Tuesday, February 12, 2019

CLR instruction classes

The classification of instructions provided by the CIL instruction set specification describes base instructions as well as object instructions, but a much better classification of the different types of CIL instructions was provided by Serge Lindin in his publications on the IL assembler. I modified the classification of CIL instructions a little bit to note some regularities of its opcodes. It can be noticed that the upper ontology of the CLR is relatively similar to the JVM because both of them have similar instruction classes at the highest level as they are both high level stack machines, but the differences between them come in the different instructions belonging to different instruction classes. Some of the differences of these instructions belonging to the six different types of instruction classes will be examined below, which can be used to make a full ontology of opcodes of the instruction set.

Stack operations:
The stack manipulation operations are relatively similar to their JVM counterparts. There are two types of stack manipulation operations, the operations that deal with stack manipulation and constant pushing. The stack manipulation operations are nop, pop, and dup. There are fewer stack manipulation operations in the CLR then in the JVM, there doesn't appear to be any swap operation and there are fewer forms of dup, but that is okay. The constant pushing operations are also very similar to the JVM, they mainly deal with pushing i4, i8, r4 and r8 values onto the stack as well as pushing strings and null.

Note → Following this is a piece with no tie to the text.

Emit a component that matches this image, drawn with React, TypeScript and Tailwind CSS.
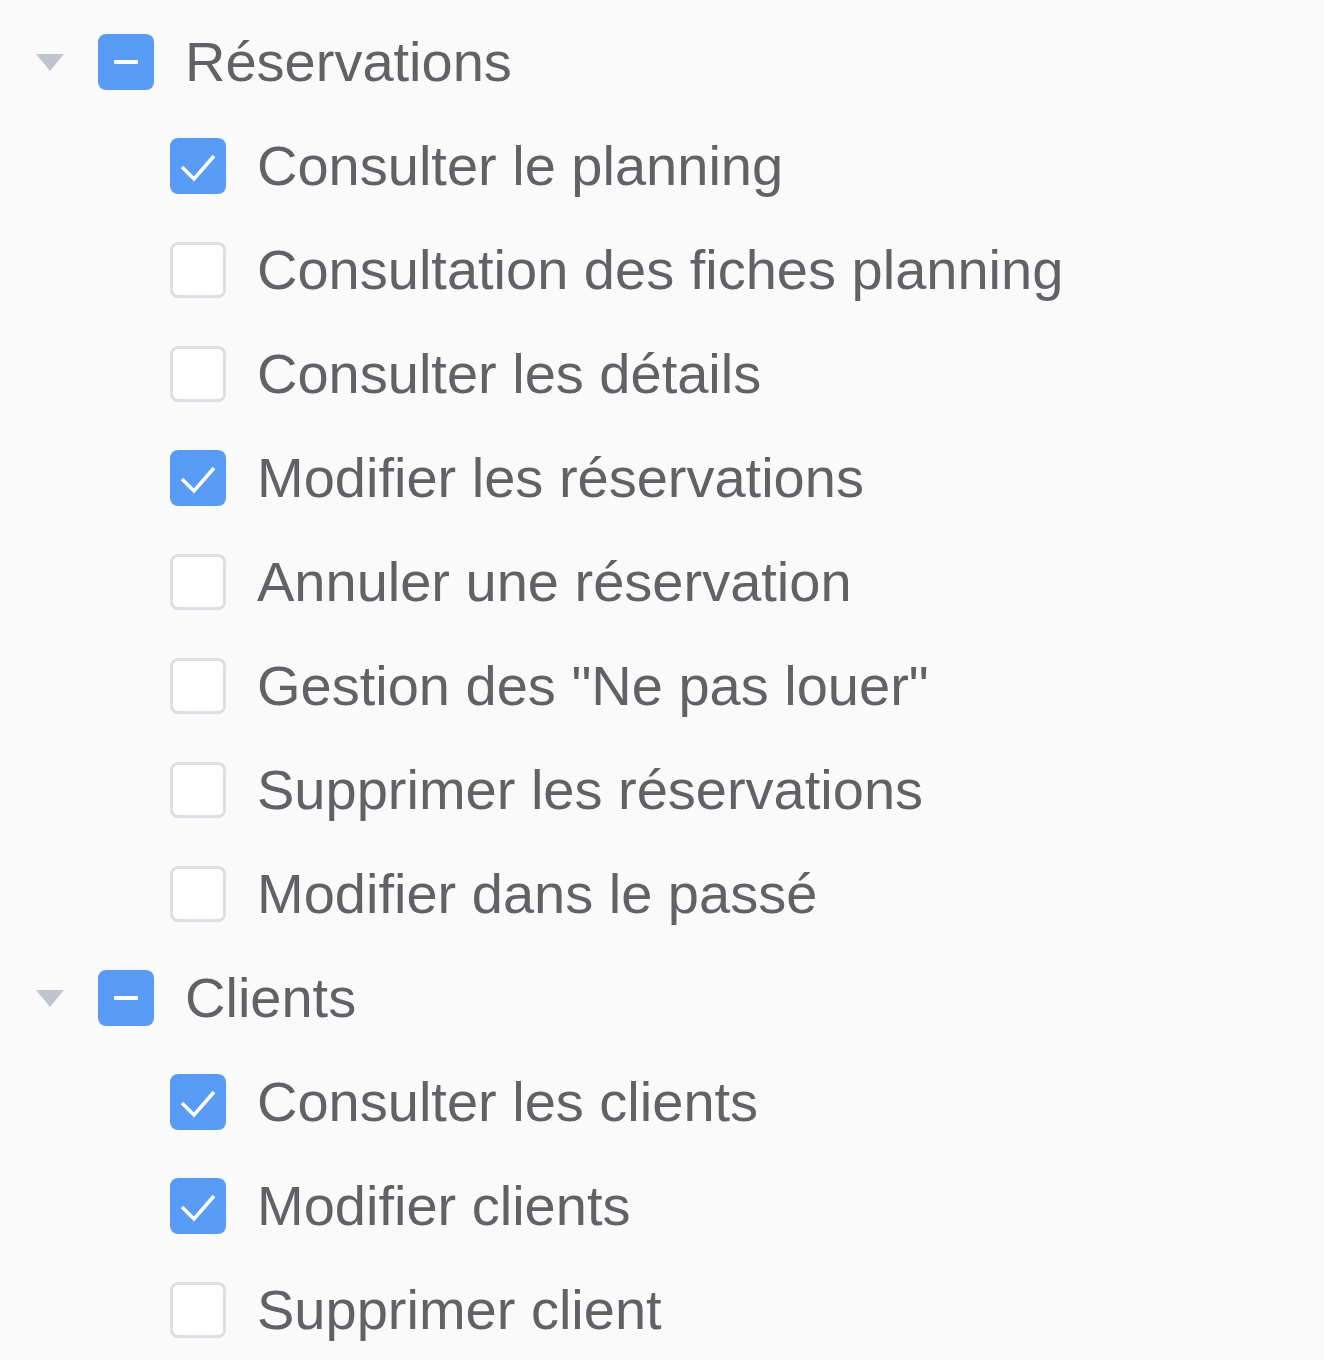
const tree = [
  {
    label: "Réservations",
    children: [
      { label: "Consulter le planning", checked: true },
      { label: "Consultation des fiches planning", checked: false },
      { label: "Consulter les détails", checked: false },
      { label: "Modifier les réservations", checked: true },
      { label: "Annuler une réservation", checked: false },
      { label: 'Gestion des "Ne pas louer"', checked: false },
      { label: "Supprimer les réservations", checked: false },
      { label: "Modifier dans le passé", checked: false },
    ],
  },
  {
    label: "Clients",
    children: [
      { label: "Consulter les clients", checked: true },
      { label: "Modifier clients", checked: true },
      { label: "Supprimer client", checked: false },
    ],
  },
];

function Box({ state }: { state: "checked" | "empty" | "partial" }) {
  if (state === "empty") {
    return <span className="w-[56px] h-[56px] shrink-0 rounded-[8px] border-[3px] border-[#dcdfe6] bg-white" />;
  }
  return (
    <span className="w-[56px] h-[56px] shrink-0 rounded-[8px] bg-[#589cf8] flex items-center justify-center">
      {state === "checked" ? (
        <svg width="56" height="56" viewBox="0 0 56 56">
          <polyline points="12,29 24,41 44,18" fill="none" stroke="white" strokeWidth="3.5" />
        </svg>
      ) : (
        <span className="w-[24px] h-[4px] bg-white rounded-[1px]" />
      )}
    </span>
  );
}

export default function App() {
  return (
    <main className="min-h-screen bg-[#fafafa] pt-[10px] font-['Liberation_Sans',Arial,sans-serif] text-[#606266]">
      {tree.map((group) => (
        <div key={group.label}>
          {/* parent node */}
          <div className="h-[104px] flex items-center pl-[36px]">
            <svg width="28" height="17" viewBox="0 0 28 17" className="shrink-0">
              <polygon points="0,0 28,0 14,17" fill="#c0c4cc" />
            </svg>
            <span className="ml-[34px]">
              <Box state="partial" />
            </span>
            <span className="ml-[31px] text-[56px] leading-none">{group.label}</span>
          </div>

          {/* children */}
          {group.children.map((item) => (
            <div key={item.label} className="h-[104px] flex items-center pl-[170px]">
              <Box state={item.checked ? "checked" : "empty"} />
              <span className="ml-[31px] text-[56px] leading-none">{item.label}</span>
            </div>
          ))}
        </div>
      ))}
    </main>
  );
}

Generalized local variables:
I describe these operations as dealing with generalized local variables because unlike the JVM the CLR has different types for arguments and local variables, which are both stored together in the JVM. In order to convert a JVM instruction to the CLR, you need to change the local variables in the arrays into argument variables and then store the remaining variables as local variables. The only other difference worth mentioning is that unlike the JVM which is a 32-bit machine, and which requires you to store 64-bit values with 2 locals, the CLR seems to be more generic. You can also get the addresses of variables with certain instructions. Along with static fields, these make up the atomic variables which along with constants can be pushed onto the stack directly with push instructions.

Transformations
The CLR has all the operations you need to deal with arithmetic, logic, conversion and related operations. One thing to note is that the operations in the CLR are generic, so you don't need to put the type of each instruction at its prefix. In place of comparison operations, the CLR has logical condition check operations, which allows you to check if two values are equal, greater, or less then one another without having to use control flow operations to do it. The only other thing worth noting is that the CLR has operations dealing with pointers like direct and indirect access operations as well as operations dealing with blocks, that do not appear in the JVM.

Vector operations
The CLR has all the vector operations you need in order to create vectors, like creating vectors, checking their length, and getting and storing the elements of them. As the values of vectors can be modified at any index, a system of generalized variable operations should include the vector operations along with static fields, instance fields, local variables, arguments, as types of variables with their own operations.

Classes and value types
All of these operations are object model instructions in the specification of the CLR instruction set. There are instructions for allocation, type checking, casting, throwing exceptions, and so on. One significant difference is that the CLR has a system of value types as well as reference types, rather then simply having only reference types and primitives. As a result, there are box and unbox operations built in at the instruction level, as well as other operations like sizeof twhich gets the size of some value type, and cpobj which copies value types. This is a significant difference, because the CLR has its own unique object model.

Control flow operations
The control flow operations are actually surprisingly similar to the JVM, you have unconditional branching instructions, unary conditional branching instructions, comparative branching instructions, and switch instructions as jump operations all of which appear in the JVM instruction set ontology. There is also the ret instruction which doesn't need to be prefixed by any type, because the operations in the CLR tend to be generic. There are also special operations for dealing with exception handling. The greatest difference appears to be in the operations that deal with method calls, like the tail prefix which allows for tail call optimization at the instruction level.